Mesa Regional Ixil, a civil society umbrella group that brings together 36 indigenous organizations, says it is ironic that the electricity produced by the Xacbal hydroelectric dam will be transported all the way to Quetzaltenango, when the villages surrounding the dam lack this basic service. “We’re not against the hydroelectric dam per se.

The service is needed. But it’s contradictory that we won’t feel the benefits,” says Ixil community leader Francisco Velasco Marroquín.

Indigenous leaders have asked Hidro Xacbal, the company that manages the hydroelectric dam, to build a generator in Chajul so that all the villages in the Ixil triangle have access to affordable electricity.

However, Hidro Xacbal has refused, arguing that it would not be financially viable for the company to provide electricity for dozens of remote villages dotted all over the Ixil triangle.

Hidro Xacbal CEO, Erwin Hernández, argues that the government and not a private corporation should be responsible for the provision of electricity in the Ixil triangle. A few years ago, the government launched a Rural Electrification Program that aimed to provide electricity for all villages in rural Guatemala.

However, progress has been slow and many indigenous areas have yet to see any benefits.

The fact that the dam is being built on land that has been at the center of an acrimonious dispute between campesino villages and a wealthy land-owning family, has also stirred up long-standing grievances within the Ixil community.

The hydroelectric dam was the brainchild of the Arenas Menes family, owners of the coffee producing farm known as La Perla, in San Gaspar Chajul.

With a growing demand for electric energy threatening to outstrip the available supply by 2008, hydroelectricity, considered an alternative, cleaner form but one that actually requires fuel to run became a lucrative business and in 2001, the Arenas Menes family carried out an environmental impact study necessary for the construction of a hydroelectric dam next to the Xacbal River.

Land dispute continues
Realizing that a century-old land dispute with nearby campesino villages would be a major obstacle for the project to go ahead, the owners of La Perla decided to sell part of the farm to Hidro Xacbal, SA, in 2004.
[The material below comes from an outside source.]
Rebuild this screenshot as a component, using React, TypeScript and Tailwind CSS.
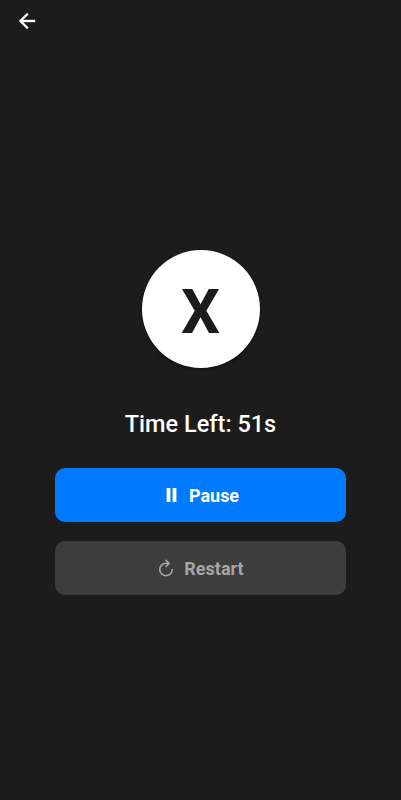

Nevertheless, neighboring Ixil villages still demand that the conflict over of the boundaries of La Perla be resolved.

In 1896, La Perla had an area of 990 hectares (2,445 acres) but over the years, the Arenas Menes family began to encroach on community-owned lands and according to the Presidential Commission for the Resolution of Land Disputes, the farm now has an extension of 2,790 hectares (6,891 acres).

This figure underestimates the true size of La Perla, which is closer to 5,850 hectares (14,500 acres), In contrast, the average family in the neighboring villages barely owns around 0.5 hectares (nearly 1.24 acres) of land.

According to the Guatemalan land registry, around 2,219 hectares (5,481 acres) of La Perla ought to belong to the Sotzil and Ilom villages. This means that the 405 indigenous families living in Ilom should own 3.5 hectares (8.6 acres) of land and 195 Sotzil families should own over 4.1 hectares (10 acres).

However, indigenous communities cannot even use the land that is rightfully theirs according to official records. In May this year, the National Coordinator of Indigenous and Campesino Organizations said: “The dam is being built on land that was stolen from our communities.

The company is trying to bribe people by giving them land but the land where the dam is being built was stolen from our ancestors,” which shows that this unresolved land dispute is still a highly contentious issue.

On June 15, the government invited Ixil leaders and Hidro Xacbal representatives to attend a meeting, hoping to reach a consensus between the two parties.

A week later, the government postponed the meeting “until further notice.” The Ixil people and their representatives now fear that their grievances will be simply forgotten yet again.